#### Provided material
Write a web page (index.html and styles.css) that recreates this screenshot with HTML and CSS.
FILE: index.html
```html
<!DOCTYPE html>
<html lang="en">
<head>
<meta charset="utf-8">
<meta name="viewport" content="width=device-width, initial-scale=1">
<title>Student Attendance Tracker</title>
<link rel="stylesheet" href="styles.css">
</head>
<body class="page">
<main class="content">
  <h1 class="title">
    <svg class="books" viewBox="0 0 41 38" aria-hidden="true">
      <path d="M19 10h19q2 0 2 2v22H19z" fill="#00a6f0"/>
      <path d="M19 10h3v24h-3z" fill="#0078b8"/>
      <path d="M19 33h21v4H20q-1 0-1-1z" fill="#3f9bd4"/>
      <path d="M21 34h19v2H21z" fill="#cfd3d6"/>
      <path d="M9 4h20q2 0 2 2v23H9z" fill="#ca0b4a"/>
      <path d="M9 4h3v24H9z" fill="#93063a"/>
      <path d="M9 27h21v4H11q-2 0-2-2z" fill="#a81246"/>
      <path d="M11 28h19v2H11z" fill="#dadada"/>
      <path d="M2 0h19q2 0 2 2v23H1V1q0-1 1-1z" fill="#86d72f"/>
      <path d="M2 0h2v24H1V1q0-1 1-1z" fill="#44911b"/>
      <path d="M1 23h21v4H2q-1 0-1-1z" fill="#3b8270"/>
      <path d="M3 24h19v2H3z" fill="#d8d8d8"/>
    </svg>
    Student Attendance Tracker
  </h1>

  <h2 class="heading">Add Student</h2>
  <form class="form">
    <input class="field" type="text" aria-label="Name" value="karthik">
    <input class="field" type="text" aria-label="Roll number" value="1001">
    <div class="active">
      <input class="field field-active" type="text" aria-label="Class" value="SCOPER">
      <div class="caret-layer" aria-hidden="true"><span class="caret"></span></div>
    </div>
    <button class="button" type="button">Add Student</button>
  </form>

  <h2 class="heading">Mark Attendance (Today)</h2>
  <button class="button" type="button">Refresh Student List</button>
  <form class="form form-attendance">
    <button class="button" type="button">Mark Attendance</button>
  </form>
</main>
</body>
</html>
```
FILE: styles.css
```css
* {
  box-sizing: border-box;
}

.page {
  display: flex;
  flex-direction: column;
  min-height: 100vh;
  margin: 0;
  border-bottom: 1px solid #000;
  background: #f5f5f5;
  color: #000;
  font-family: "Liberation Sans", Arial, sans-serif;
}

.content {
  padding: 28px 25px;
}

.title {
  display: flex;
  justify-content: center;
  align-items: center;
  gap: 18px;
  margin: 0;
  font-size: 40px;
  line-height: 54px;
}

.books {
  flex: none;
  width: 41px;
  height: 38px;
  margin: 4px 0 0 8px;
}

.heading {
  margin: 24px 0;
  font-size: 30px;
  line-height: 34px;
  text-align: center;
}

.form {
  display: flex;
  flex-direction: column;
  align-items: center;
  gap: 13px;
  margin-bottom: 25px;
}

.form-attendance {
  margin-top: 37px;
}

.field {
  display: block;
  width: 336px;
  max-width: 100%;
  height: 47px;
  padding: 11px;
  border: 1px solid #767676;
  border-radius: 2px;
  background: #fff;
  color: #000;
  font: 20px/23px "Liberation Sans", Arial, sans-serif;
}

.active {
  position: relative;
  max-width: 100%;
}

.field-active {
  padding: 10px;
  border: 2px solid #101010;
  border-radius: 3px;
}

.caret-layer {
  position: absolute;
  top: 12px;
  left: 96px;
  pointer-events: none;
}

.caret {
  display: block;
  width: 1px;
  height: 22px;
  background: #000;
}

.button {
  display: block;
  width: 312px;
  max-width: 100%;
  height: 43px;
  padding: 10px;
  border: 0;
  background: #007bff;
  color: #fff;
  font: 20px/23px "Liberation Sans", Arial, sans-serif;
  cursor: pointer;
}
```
---
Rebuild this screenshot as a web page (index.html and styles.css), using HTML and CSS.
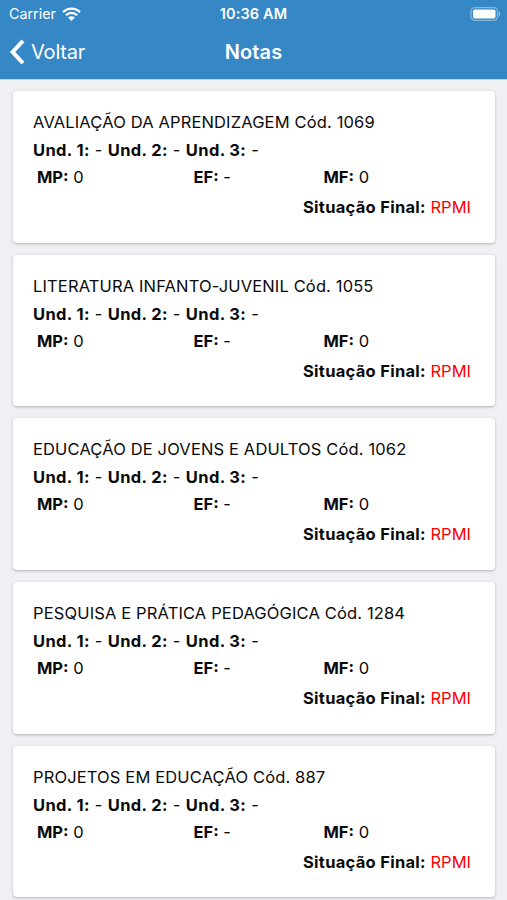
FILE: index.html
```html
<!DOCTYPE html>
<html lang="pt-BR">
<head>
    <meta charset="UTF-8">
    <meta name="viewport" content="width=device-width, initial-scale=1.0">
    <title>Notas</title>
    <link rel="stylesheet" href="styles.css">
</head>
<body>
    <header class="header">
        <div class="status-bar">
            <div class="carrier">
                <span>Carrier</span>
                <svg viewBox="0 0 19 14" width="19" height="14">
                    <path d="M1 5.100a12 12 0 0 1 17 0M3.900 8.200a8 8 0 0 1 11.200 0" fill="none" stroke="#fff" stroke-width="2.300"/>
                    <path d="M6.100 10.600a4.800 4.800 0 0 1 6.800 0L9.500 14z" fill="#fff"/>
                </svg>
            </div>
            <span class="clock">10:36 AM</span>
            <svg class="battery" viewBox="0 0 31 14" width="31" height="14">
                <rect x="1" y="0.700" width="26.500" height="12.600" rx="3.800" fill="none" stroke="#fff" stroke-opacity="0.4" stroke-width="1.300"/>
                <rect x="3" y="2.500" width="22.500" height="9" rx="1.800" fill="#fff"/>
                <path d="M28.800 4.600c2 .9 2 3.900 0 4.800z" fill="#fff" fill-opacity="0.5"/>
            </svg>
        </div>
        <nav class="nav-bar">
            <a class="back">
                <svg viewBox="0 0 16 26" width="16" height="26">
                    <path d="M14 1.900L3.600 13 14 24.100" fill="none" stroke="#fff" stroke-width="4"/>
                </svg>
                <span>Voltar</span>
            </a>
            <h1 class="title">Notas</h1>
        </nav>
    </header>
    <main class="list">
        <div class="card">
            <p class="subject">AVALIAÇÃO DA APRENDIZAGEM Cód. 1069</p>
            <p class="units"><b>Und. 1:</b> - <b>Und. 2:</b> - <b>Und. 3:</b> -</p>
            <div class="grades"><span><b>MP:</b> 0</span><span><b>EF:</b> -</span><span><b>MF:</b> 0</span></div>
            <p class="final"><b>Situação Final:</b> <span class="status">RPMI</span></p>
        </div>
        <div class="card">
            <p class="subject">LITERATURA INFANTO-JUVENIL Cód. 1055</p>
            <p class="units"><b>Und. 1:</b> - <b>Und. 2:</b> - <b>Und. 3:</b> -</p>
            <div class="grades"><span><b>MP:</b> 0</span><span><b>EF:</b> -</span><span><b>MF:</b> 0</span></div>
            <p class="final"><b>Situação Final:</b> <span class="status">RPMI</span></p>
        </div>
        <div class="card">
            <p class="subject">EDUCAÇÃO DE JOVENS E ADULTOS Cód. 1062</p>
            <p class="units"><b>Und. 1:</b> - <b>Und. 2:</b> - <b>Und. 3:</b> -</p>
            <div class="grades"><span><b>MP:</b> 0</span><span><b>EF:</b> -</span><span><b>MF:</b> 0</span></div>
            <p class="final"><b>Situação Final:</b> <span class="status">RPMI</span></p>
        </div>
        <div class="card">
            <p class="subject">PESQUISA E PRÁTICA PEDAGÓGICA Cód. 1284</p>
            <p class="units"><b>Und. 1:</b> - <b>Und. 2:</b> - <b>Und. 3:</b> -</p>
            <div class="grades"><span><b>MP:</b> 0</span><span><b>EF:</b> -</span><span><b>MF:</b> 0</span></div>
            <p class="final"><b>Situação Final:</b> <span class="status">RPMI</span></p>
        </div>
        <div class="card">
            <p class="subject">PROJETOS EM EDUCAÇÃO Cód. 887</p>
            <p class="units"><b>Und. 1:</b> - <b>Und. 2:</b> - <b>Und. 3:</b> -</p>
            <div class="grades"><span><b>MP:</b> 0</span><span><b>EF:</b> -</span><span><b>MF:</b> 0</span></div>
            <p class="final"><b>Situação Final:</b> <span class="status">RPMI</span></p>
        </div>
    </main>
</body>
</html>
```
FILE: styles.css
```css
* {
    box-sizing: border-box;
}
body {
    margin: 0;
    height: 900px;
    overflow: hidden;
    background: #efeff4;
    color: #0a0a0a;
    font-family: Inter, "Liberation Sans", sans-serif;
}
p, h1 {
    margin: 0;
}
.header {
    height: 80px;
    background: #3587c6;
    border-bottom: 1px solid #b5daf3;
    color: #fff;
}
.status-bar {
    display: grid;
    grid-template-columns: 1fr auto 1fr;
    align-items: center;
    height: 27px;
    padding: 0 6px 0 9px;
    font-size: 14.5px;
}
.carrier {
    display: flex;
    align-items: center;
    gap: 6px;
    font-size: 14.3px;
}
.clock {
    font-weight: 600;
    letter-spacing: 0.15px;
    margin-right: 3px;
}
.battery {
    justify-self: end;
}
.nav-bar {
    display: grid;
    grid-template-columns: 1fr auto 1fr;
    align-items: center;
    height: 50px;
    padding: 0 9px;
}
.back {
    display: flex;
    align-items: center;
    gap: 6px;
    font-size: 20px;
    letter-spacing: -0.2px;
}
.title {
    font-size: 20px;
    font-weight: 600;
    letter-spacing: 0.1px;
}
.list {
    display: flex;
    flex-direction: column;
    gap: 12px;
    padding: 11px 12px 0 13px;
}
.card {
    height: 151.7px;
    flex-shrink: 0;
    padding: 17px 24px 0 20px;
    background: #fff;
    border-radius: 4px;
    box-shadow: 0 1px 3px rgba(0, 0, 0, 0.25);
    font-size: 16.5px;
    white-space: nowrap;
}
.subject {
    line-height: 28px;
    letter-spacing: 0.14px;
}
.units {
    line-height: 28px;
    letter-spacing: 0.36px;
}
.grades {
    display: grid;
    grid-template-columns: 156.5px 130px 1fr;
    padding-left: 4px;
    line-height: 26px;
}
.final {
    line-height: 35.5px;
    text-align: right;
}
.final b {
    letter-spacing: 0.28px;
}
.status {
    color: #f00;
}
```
* * *
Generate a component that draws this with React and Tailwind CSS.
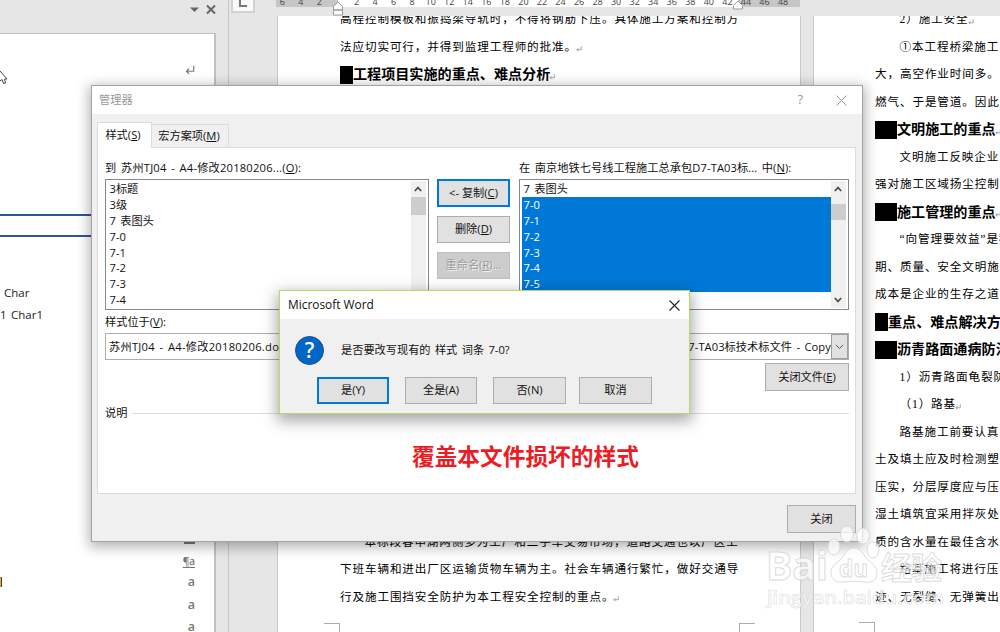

#### What is asked
Give only the number of lines in the material above that hold the word "index".

#### Output below
4